The most common Orchid that I notice being sold around these parts is called the Phalaenopsis. It is the Orchid with hound dog ears or thick floppy leaves that send up growth spikes. These growth spikes arch and form fantastic colorful blooms at the ends.
Being that there are literally thousands of hybrids of the Phalaenopsis Species the color patterns are endless.
As with any new plant the idea is to watch it, make observations, and try to figure out what to do to keep it happy.
Here are some of my observations on how to keep the Phalaenopsis happy.
I am no expert by any stretch of my imagination but here is what has worked for me .
The Phal is an Orchid that likes filtered light. It doesn't like being put in direct sun or it will burn. It is kinda like people wanting to stay in the shade on a hot day. All my Orchids stay outside and are only brought inside to protect them from freezing temperatures.
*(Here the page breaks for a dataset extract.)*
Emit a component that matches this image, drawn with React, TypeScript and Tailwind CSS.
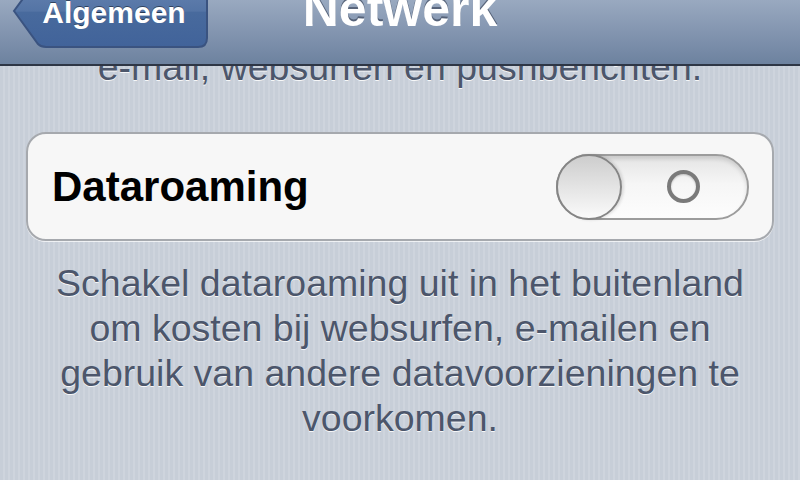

In nature the Phalaenopsis is epiphytic. That is just a fancy two dollar word means in nature they like to attach themselves to trees. Most of them locally are sold in plastic containers with many drain holes in the bottom. To keep them happy best I can figure you water them same as they would get in nature by the rainfall sitting on a tree. This means not too much but every now and again. Make sure that the water that you do give them can freely drain out the bottom of the container you keep them in.
I use collected rainwater on the ones I have. Just makes sense to me as the city water is chocked full of chemicals used to purify it.
These Phals get water once or twice a week depending on how windy and hot it has been. Don't allow water to set in the v formed by the leaves so it doesn't get crotch rot.
Here's a Phal trick that I learned. When the blooms eventually die don't cut off the stalk back to the leaves. If you look on the stalk you will see raised areas every few inches. As in the above picture these are growth centers on the stalk. If you clip the stem an inch or so above one of these growth centers the stalk will sent out a new brack of blooms from that growth center.
Here is a picture of one of the Phal stalks that I clipped above the growth center last year.
You can see that the plant has regenerated a new growth stem from the growth center below the point the stem was clipped.
So what is the best way to tell if your Phal is healthy. Look at the two top leaves. The top leaves are the new growth on your plant. The leaves under them are old and will sometimes turn yellow. So if the top two look healthy you are doing fine. Remember the plant you got probably came from a greenhouse and was grown under ideal conditions.
Here is a picture of that same new stem a month later. The first new flower is beginning to open .
The Phalaenopsis flowers open successively or one at a time in order along the stem.
One of the best kept secrets of the Phalaenopsis is that is really not that hard to grow and keep happy. And the blooms last quite a long time and are spectacular. Two of my Phalaenopsis Orchids are still blooming from last Thanksgiving . What's that about five months now.
Here is a picture of the new bloom fully opened on the new growth stem.
It's hard not to become addicted to Orchid collecting because of their exotic beauty.
Hope the above observations help you with your Phalaenopsis Orchid. All I can claim is that is what works for me here in South Florida.